* [Exercise prompt]:
Write out the entire listing below exactly as it appears, minus any pictures.

begin Supplied data

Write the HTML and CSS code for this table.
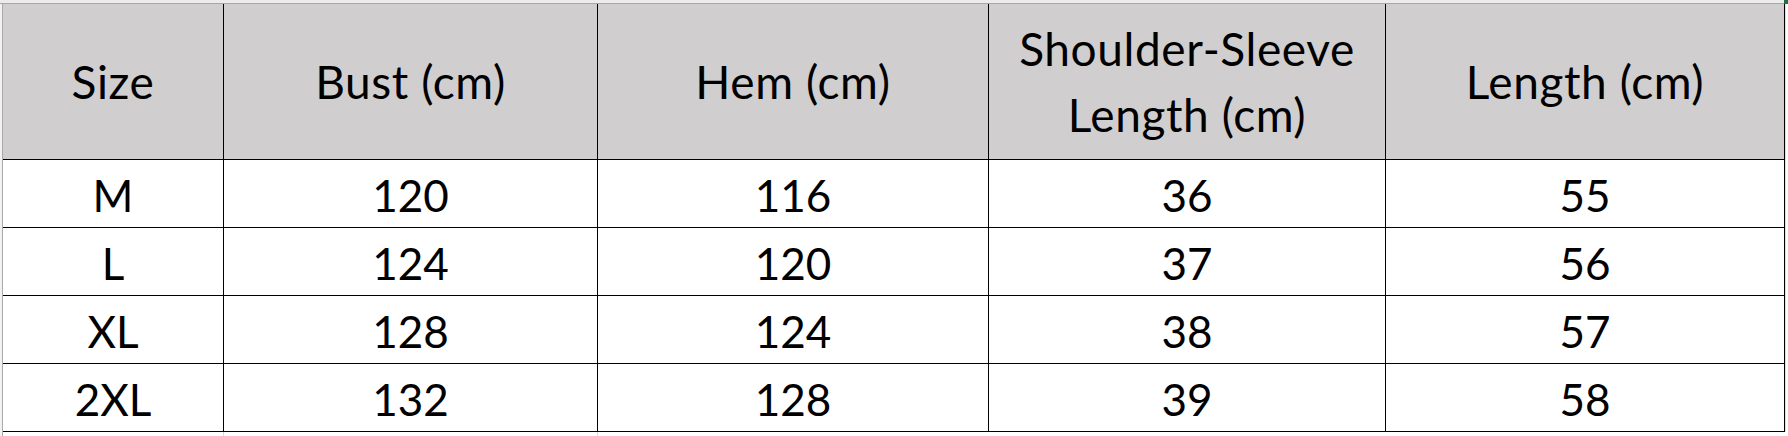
FILE: index.html
```html
<!DOCTYPE html>
<html>
<head>
<meta charset="utf-8">
<title>Size chart</title>
<link rel="stylesheet" href="styles.css">
</head>
<body>
<div class="sheet">
  <div class="topband">
    <div class="topband-main"></div>
    <div class="topband-sel"></div>
  </div>
  <div class="main">
    <div class="gutter"></div>
    <div class="size-table">
      <div class="cell head">Size</div>
      <div class="cell head">Bust (cm)</div>
      <div class="cell head">Hem (cm)</div>
      <div class="cell head two">Shoulder-Sleeve<br>Length (cm)</div>
      <div class="cell head">Length (cm)</div>

      <div class="cell">M</div>
      <div class="cell">120</div>
      <div class="cell">116</div>
      <div class="cell">36</div>
      <div class="cell">55</div>

      <div class="cell">L</div>
      <div class="cell">124</div>
      <div class="cell">120</div>
      <div class="cell">37</div>
      <div class="cell">56</div>

      <div class="cell">XL</div>
      <div class="cell">128</div>
      <div class="cell">124</div>
      <div class="cell">38</div>
      <div class="cell">57</div>

      <div class="cell">2XL</div>
      <div class="cell">132</div>
      <div class="cell">128</div>
      <div class="cell">39</div>
      <div class="cell">58</div>
    </div>
    <div class="right-strip"></div>
  </div>
  <div class="bottom-strip">
    <div class="gutter"></div>
    <div class="bs-cell c1"></div>
    <div class="bs-cell c2"></div>
  </div>
</div>
</body>
</html>
```

FILE: styles.css
```css
html, body {
  margin: 0;
  padding: 0;
  background: #ffffff;
}

.sheet {
  width: 1788px;
  height: 436px;
  overflow: hidden;
  font-family: Lato, "Liberation Sans", sans-serif;
  color: #000;
}

.topband {
  display: flex;
  height: 4px;
}

.topband-main {
  flex: 1;
  background: #ececec;
  border-bottom: 1px solid #a9a9a9;
  box-sizing: border-box;
}

.topband-sel {
  width: 4px;
  background: #217346;
}

.main {
  display: flex;
}

.gutter {
  width: 2px;
  background: #f2f2f2;
}

.size-table {
  display: grid;
  grid-template-columns: 221px 374px 391px 397px 399px;
  grid-template-rows: 156px repeat(4, 68px);
  border-left: 1px solid #a9a9a9;
}

.cell {
  box-sizing: border-box;
  border-right: 1px solid #000;
  border-bottom: 1px solid #000;
  display: flex;
  align-items: center;
  justify-content: center;
  text-align: center;
  font-size: 44px;
  line-height: 1;
  padding-top: 3px;
}

.head {
  background: #d0cece;
  padding-top: 0;
  font-size: 46px;
  letter-spacing: 0.6px;
}

.two {
  line-height: 66px;
}

.right-strip {
  flex: 1;
  background: #ffffff;
  border-left: 1px solid #e2e2e2;
}

.bottom-strip {
  display: flex;
  height: 5px;
}

.bs-cell {
  box-sizing: border-box;
  border-right: 1px solid #d9d9d9;
}

.bottom-strip .gutter {
  border-right: 1px solid #a9a9a9;
  width: 3px;
  box-sizing: border-box;
}

.bs-cell.c1 {
  width: 221px;
}

.bs-cell.c2 {
  width: 374px;
}
```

end Supplied data

* [Answer for the task]:
Write the HTML and CSS code for this table.
FILE: index.html
```html
<!DOCTYPE html>
<html>
<head>
<meta charset="utf-8">
<title>Size chart</title>
<link rel="stylesheet" href="styles.css">
</head>
<body>
<div class="sheet">
  <div class="topband">
    <div class="topband-main"></div>
    <div class="topband-sel"></div>
  </div>
  <div class="main">
    <div class="gutter"></div>
    <div class="size-table">
      <div class="cell head">Size</div>
      <div class="cell head">Bust (cm)</div>
      <div class="cell head">Hem (cm)</div>
      <div class="cell head two">Shoulder-Sleeve<br>Length (cm)</div>
      <div class="cell head">Length (cm)</div>

      <div class="cell">M</div>
      <div class="cell">120</div>
      <div class="cell">116</div>
      <div class="cell">36</div>
      <div class="cell">55</div>

      <div class="cell">L</div>
      <div class="cell">124</div>
      <div class="cell">120</div>
      <div class="cell">37</div>
      <div class="cell">56</div>

      <div class="cell">XL</div>
      <div class="cell">128</div>
      <div class="cell">124</div>
      <div class="cell">38</div>
      <div class="cell">57</div>

      <div class="cell">2XL</div>
      <div class="cell">132</div>
      <div class="cell">128</div>
      <div class="cell">39</div>
      <div class="cell">58</div>
    </div>
    <div class="right-strip"></div>
  </div>
  <div class="bottom-strip">
    <div class="gutter"></div>
    <div class="bs-cell c1"></div>
    <div class="bs-cell c2"></div>
  </div>
</div>
</body>
</html>
```

FILE: styles.css
```css
html, body {
  margin: 0;
  padding: 0;
  background: #ffffff;
}

.sheet {
  width: 1788px;
  height: 436px;
  overflow: hidden;
  font-family: Lato, "Liberation Sans", sans-serif;
  color: #000;
}

.topband {
  display: flex;
  height: 4px;
}

.topband-main {
  flex: 1;
  background: #ececec;
  border-bottom: 1px solid #a9a9a9;
  box-sizing: border-box;
}

.topband-sel {
  width: 4px;
  background: #217346;
}

.main {
  display: flex;
}

.gutter {
  width: 2px;
  background: #f2f2f2;
}

.size-table {
  display: grid;
  grid-template-columns: 221px 374px 391px 397px 399px;
  grid-template-rows: 156px repeat(4, 68px);
  border-left: 1px solid #a9a9a9;
}

.cell {
  box-sizing: border-box;
  border-right: 1px solid #000;
  border-bottom: 1px solid #000;
  display: flex;
  align-items: center;
  justify-content: center;
  text-align: center;
  font-size: 44px;
  line-height: 1;
  padding-top: 3px;
}

.head {
  background: #d0cece;
  padding-top: 0;
  font-size: 46px;
  letter-spacing: 0.6px;
}

.two {
  line-height: 66px;
}

.right-strip {
  flex: 1;
  background: #ffffff;
  border-left: 1px solid #e2e2e2;
}

.bottom-strip {
  display: flex;
  height: 5px;
}

.bs-cell {
  box-sizing: border-box;
  border-right: 1px solid #d9d9d9;
}

.bottom-strip .gutter {
  border-right: 1px solid #a9a9a9;
  width: 3px;
  box-sizing: border-box;
}

.bs-cell.c1 {
  width: 221px;
}

.bs-cell.c2 {
  width: 374px;
}
```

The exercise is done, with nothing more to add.